■ Short task: Return all of the data exactly as written, without the pictures.
◇ ◇ ◇ ◇ ◇ ◇ ◇
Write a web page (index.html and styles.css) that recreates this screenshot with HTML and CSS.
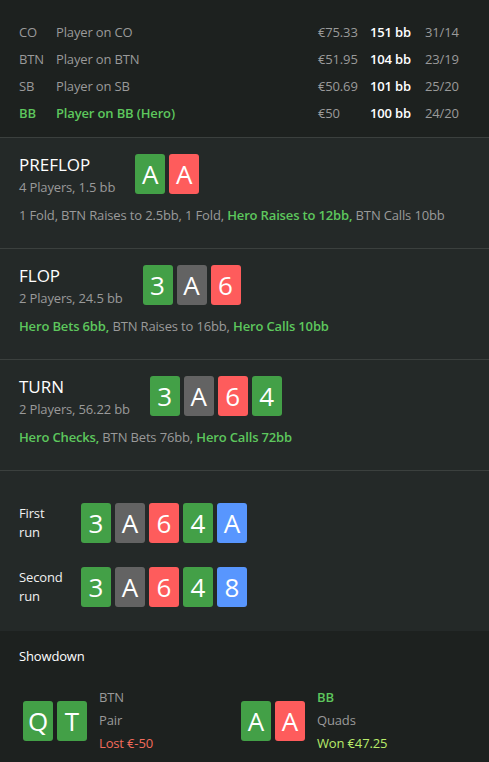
FILE: index.html
```html
<!DOCTYPE html>
<html>
<head>
<meta charset="utf-8">
<link rel="stylesheet" href="styles.css">
</head>
<body>
<div class="app">
  <div class="players">
    <div class="prow"><span class="pos">CO</span><span class="pname">Player on CO</span><span class="money">€75.33</span><span class="bb">151 bb</span><span class="ratio">31/14</span></div>
    <div class="prow"><span class="pos">BTN</span><span class="pname">Player on BTN</span><span class="money">€51.95</span><span class="bb">104 bb</span><span class="ratio">23/19</span></div>
    <div class="prow"><span class="pos">SB</span><span class="pname">Player on SB</span><span class="money">€50.69</span><span class="bb">101 bb</span><span class="ratio">25/20</span></div>
    <div class="prow hero"><span class="pos">BB</span><span class="pname">Player on BB (Hero)</span><span class="money">€50</span><span class="bb">100 bb</span><span class="ratio">24/20</span></div>
  </div>

  <div class="street">
    <div class="street-head">
      <div class="street-info">
        <div class="street-title">PREFLOP</div>
        <div class="street-sub">4 Players, 1.5 bb</div>
      </div>
      <div class="cards"><span class="card g">A</span><span class="card r">A</span></div>
    </div>
    <div class="actions">1 Fold, BTN Raises to 2.5bb, 1 Fold, <b class="hl">Hero Raises to 12bb,</b> BTN Calls 10bb</div>
  </div>

  <div class="street">
    <div class="street-head">
      <div class="street-info">
        <div class="street-title">FLOP</div>
        <div class="street-sub">2 Players, 24.5 bb</div>
      </div>
      <div class="cards"><span class="card g">3</span><span class="card k">A</span><span class="card r">6</span></div>
    </div>
    <div class="actions"><b class="hl">Hero Bets 6bb,</b> BTN Raises to 16bb, <b class="hl">Hero Calls 10bb</b></div>
  </div>

  <div class="street">
    <div class="street-head">
      <div class="street-info">
        <div class="street-title">TURN</div>
        <div class="street-sub">2 Players, 56.22 bb</div>
      </div>
      <div class="cards"><span class="card g">3</span><span class="card k">A</span><span class="card r">6</span><span class="card g">4</span></div>
    </div>
    <div class="actions"><b class="hl">Hero Checks,</b> BTN Bets 76bb, <b class="hl">Hero Calls 72bb</b></div>
  </div>

  <div class="runs">
    <div class="run">
      <div class="run-label">First<br>run</div>
      <div class="cards"><span class="card g">3</span><span class="card k">A</span><span class="card r">6</span><span class="card g">4</span><span class="card b">A</span></div>
    </div>
    <div class="run">
      <div class="run-label">Second<br>run</div>
      <div class="cards"><span class="card g">3</span><span class="card k">A</span><span class="card r">6</span><span class="card g">4</span><span class="card b">8</span></div>
    </div>
  </div>

  <div class="showdown">
    <div class="sd-title">Showdown</div>
    <div class="sd-hands">
      <div class="sd-hand">
        <div class="cards"><span class="card g">Q</span><span class="card g">T</span></div>
        <div class="sd-info">
          <div class="sd-pos">BTN</div>
          <div class="sd-rank">Pair</div>
          <div class="sd-lost">Lost €-50</div>
        </div>
      </div>
      <div class="sd-hand">
        <div class="cards"><span class="card g">A</span><span class="card r">A</span></div>
        <div class="sd-info">
          <div class="sd-pos hero-pos">BB</div>
          <div class="sd-rank">Quads</div>
          <div class="sd-won">Won €47.25</div>
        </div>
      </div>
    </div>
  </div>
</div>
</body>
</html>
```

FILE: styles.css
```css
* { box-sizing: border-box; }
html, body {
  margin: 0;
  padding: 0;
  background: #1d211f;
}
body {
  font-family: "Open Sans", "Noto Sans", sans-serif;
  font-size: 13px;
  letter-spacing: -0.15px;
  color: #9a9a9a;
  width: 489px;
  height: 762px;
  overflow: hidden;
}
.app {
  display: flex;
  flex-direction: column;
}
.players {
  background: #1d211f;
  padding: 18px 19px 11px 19px;
  border-bottom: 1px solid #3b403e;
}
.prow {
  display: grid;
  grid-template-columns: 37px 1fr 52px 55px 45px;
  height: 27px;
  align-items: center;
  color: #9a9a9a;
}
.prow .bb { color: #ffffff; font-weight: 600; }
.prow.hero .pos, .prow.hero .pname { color: #5dc75d; font-weight: 600; }

.street {
  background: #242928;
  padding: 16px 19px 0 19px;
  height: 111px;
  border-bottom: 1px solid #3b403e;
}
.street-head {
  display: flex;
  align-items: flex-start;
  gap: 20px;
}
.street-title {
  color: #ffffff;
  font-size: 17px;
  line-height: 22px;
  letter-spacing: 0;
}
.street-sub {
  line-height: 22px;
  color: #9a9a9a;
}
.cards {
  display: flex;
  gap: 4px;
}
.card {
  width: 30px;
  height: 40px;
  border-radius: 3px;
  color: #ffffff;
  font-size: 26px;
  letter-spacing: 0;
  display: flex;
  align-items: center;
  justify-content: center;
  line-height: 1;
}
.card.g { background: #43a047; }
.card.r { background: #fe5c5c; }
.card.k { background: #636363; }
.card.b { background: #5896fe; }
.actions {
  margin-top: 7px;
  line-height: 20px;
  white-space: nowrap;
}
.hl { color: #5dc75d; font-weight: 600; }

.runs {
  background: #242928;
  padding: 32px 19px 24px 19px;
  display: flex;
  flex-direction: column;
  gap: 24px;
}
.run {
  display: flex;
  align-items: center;
}
.run-label {
  width: 62px;
  color: #f0f0f0;
  line-height: 19px;
}

.showdown {
  background: #1d211f;
  padding: 15px 19px 0 19px;
  flex: 1;
}
.sd-title {
  color: #ffffff;
  line-height: 20px;
}
.sd-hands {
  display: grid;
  grid-template-columns: 218px 218px;
  padding-left: 4px;
  margin-top: 20px;
}
.sd-hand {
  display: flex;
  align-items: center;
  gap: 12px;
}
.sd-info {
  display: flex;
  flex-direction: column;
}
.sd-info div { line-height: 23px; }
.sd-pos { color: #9a9a9a; }
.hero-pos { color: #5dc75d; font-weight: 600; }
.sd-rank { color: #9a9a9a; }
.sd-lost { color: #f26b5b; }
.sd-won { color: #b8ec6a; }
```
◇ ◇ ◇ ◇ ◇ ◇ ◇
■ Complete output:
Write a web page (index.html and styles.css) that recreates this screenshot with HTML and CSS.
FILE: index.html
```html
<!DOCTYPE html>
<html>
<head>
<meta charset="utf-8">
<link rel="stylesheet" href="styles.css">
</head>
<body>
<div class="app">
  <div class="players">
    <div class="prow"><span class="pos">CO</span><span class="pname">Player on CO</span><span class="money">€75.33</span><span class="bb">151 bb</span><span class="ratio">31/14</span></div>
    <div class="prow"><span class="pos">BTN</span><span class="pname">Player on BTN</span><span class="money">€51.95</span><span class="bb">104 bb</span><span class="ratio">23/19</span></div>
    <div class="prow"><span class="pos">SB</span><span class="pname">Player on SB</span><span class="money">€50.69</span><span class="bb">101 bb</span><span class="ratio">25/20</span></div>
    <div class="prow hero"><span class="pos">BB</span><span class="pname">Player on BB (Hero)</span><span class="money">€50</span><span class="bb">100 bb</span><span class="ratio">24/20</span></div>
  </div>

  <div class="street">
    <div class="street-head">
      <div class="street-info">
        <div class="street-title">PREFLOP</div>
        <div class="street-sub">4 Players, 1.5 bb</div>
      </div>
      <div class="cards"><span class="card g">A</span><span class="card r">A</span></div>
    </div>
    <div class="actions">1 Fold, BTN Raises to 2.5bb, 1 Fold, <b class="hl">Hero Raises to 12bb,</b> BTN Calls 10bb</div>
  </div>

  <div class="street">
    <div class="street-head">
      <div class="street-info">
        <div class="street-title">FLOP</div>
        <div class="street-sub">2 Players, 24.5 bb</div>
      </div>
      <div class="cards"><span class="card g">3</span><span class="card k">A</span><span class="card r">6</span></div>
    </div>
    <div class="actions"><b class="hl">Hero Bets 6bb,</b> BTN Raises to 16bb, <b class="hl">Hero Calls 10bb</b></div>
  </div>

  <div class="street">
    <div class="street-head">
      <div class="street-info">
        <div class="street-title">TURN</div>
        <div class="street-sub">2 Players, 56.22 bb</div>
      </div>
      <div class="cards"><span class="card g">3</span><span class="card k">A</span><span class="card r">6</span><span class="card g">4</span></div>
    </div>
    <div class="actions"><b class="hl">Hero Checks,</b> BTN Bets 76bb, <b class="hl">Hero Calls 72bb</b></div>
  </div>

  <div class="runs">
    <div class="run">
      <div class="run-label">First<br>run</div>
      <div class="cards"><span class="card g">3</span><span class="card k">A</span><span class="card r">6</span><span class="card g">4</span><span class="card b">A</span></div>
    </div>
    <div class="run">
      <div class="run-label">Second<br>run</div>
      <div class="cards"><span class="card g">3</span><span class="card k">A</span><span class="card r">6</span><span class="card g">4</span><span class="card b">8</span></div>
    </div>
  </div>

  <div class="showdown">
    <div class="sd-title">Showdown</div>
    <div class="sd-hands">
      <div class="sd-hand">
        <div class="cards"><span class="card g">Q</span><span class="card g">T</span></div>
        <div class="sd-info">
          <div class="sd-pos">BTN</div>
          <div class="sd-rank">Pair</div>
          <div class="sd-lost">Lost €-50</div>
        </div>
      </div>
      <div class="sd-hand">
        <div class="cards"><span class="card g">A</span><span class="card r">A</span></div>
        <div class="sd-info">
          <div class="sd-pos hero-pos">BB</div>
          <div class="sd-rank">Quads</div>
          <div class="sd-won">Won €47.25</div>
        </div>
      </div>
    </div>
  </div>
</div>
</body>
</html>
```

FILE: styles.css
```css
* { box-sizing: border-box; }
html, body {
  margin: 0;
  padding: 0;
  background: #1d211f;
}
body {
  font-family: "Open Sans", "Noto Sans", sans-serif;
  font-size: 13px;
  letter-spacing: -0.15px;
  color: #9a9a9a;
  width: 489px;
  height: 762px;
  overflow: hidden;
}
.app {
  display: flex;
  flex-direction: column;
}
.players {
  background: #1d211f;
  padding: 18px 19px 11px 19px;
  border-bottom: 1px solid #3b403e;
}
.prow {
  display: grid;
  grid-template-columns: 37px 1fr 52px 55px 45px;
  height: 27px;
  align-items: center;
  color: #9a9a9a;
}
.prow .bb { color: #ffffff; font-weight: 600; }
.prow.hero .pos, .prow.hero .pname { color: #5dc75d; font-weight: 600; }

.street {
  background: #242928;
  padding: 16px 19px 0 19px;
  height: 111px;
  border-bottom: 1px solid #3b403e;
}
.street-head {
  display: flex;
  align-items: flex-start;
  gap: 20px;
}
.street-title {
  color: #ffffff;
  font-size: 17px;
  line-height: 22px;
  letter-spacing: 0;
}
.street-sub {
  line-height: 22px;
  color: #9a9a9a;
}
.cards {
  display: flex;
  gap: 4px;
}
.card {
  width: 30px;
  height: 40px;
  border-radius: 3px;
  color: #ffffff;
  font-size: 26px;
  letter-spacing: 0;
  display: flex;
  align-items: center;
  justify-content: center;
  line-height: 1;
}
.card.g { background: #43a047; }
.card.r { background: #fe5c5c; }
.card.k { background: #636363; }
.card.b { background: #5896fe; }
.actions {
  margin-top: 7px;
  line-height: 20px;
  white-space: nowrap;
}
.hl { color: #5dc75d; font-weight: 600; }

.runs {
  background: #242928;
  padding: 32px 19px 24px 19px;
  display: flex;
  flex-direction: column;
  gap: 24px;
}
.run {
  display: flex;
  align-items: center;
}
.run-label {
  width: 62px;
  color: #f0f0f0;
  line-height: 19px;
}

.showdown {
  background: #1d211f;
  padding: 15px 19px 0 19px;
  flex: 1;
}
.sd-title {
  color: #ffffff;
  line-height: 20px;
}
.sd-hands {
  display: grid;
  grid-template-columns: 218px 218px;
  padding-left: 4px;
  margin-top: 20px;
}
.sd-hand {
  display: flex;
  align-items: center;
  gap: 12px;
}
.sd-info {
  display: flex;
  flex-direction: column;
}
.sd-info div { line-height: 23px; }
.sd-pos { color: #9a9a9a; }
.hero-pos { color: #5dc75d; font-weight: 600; }
.sd-rank { color: #9a9a9a; }
.sd-lost { color: #f26b5b; }
.sd-won { color: #b8ec6a; }
```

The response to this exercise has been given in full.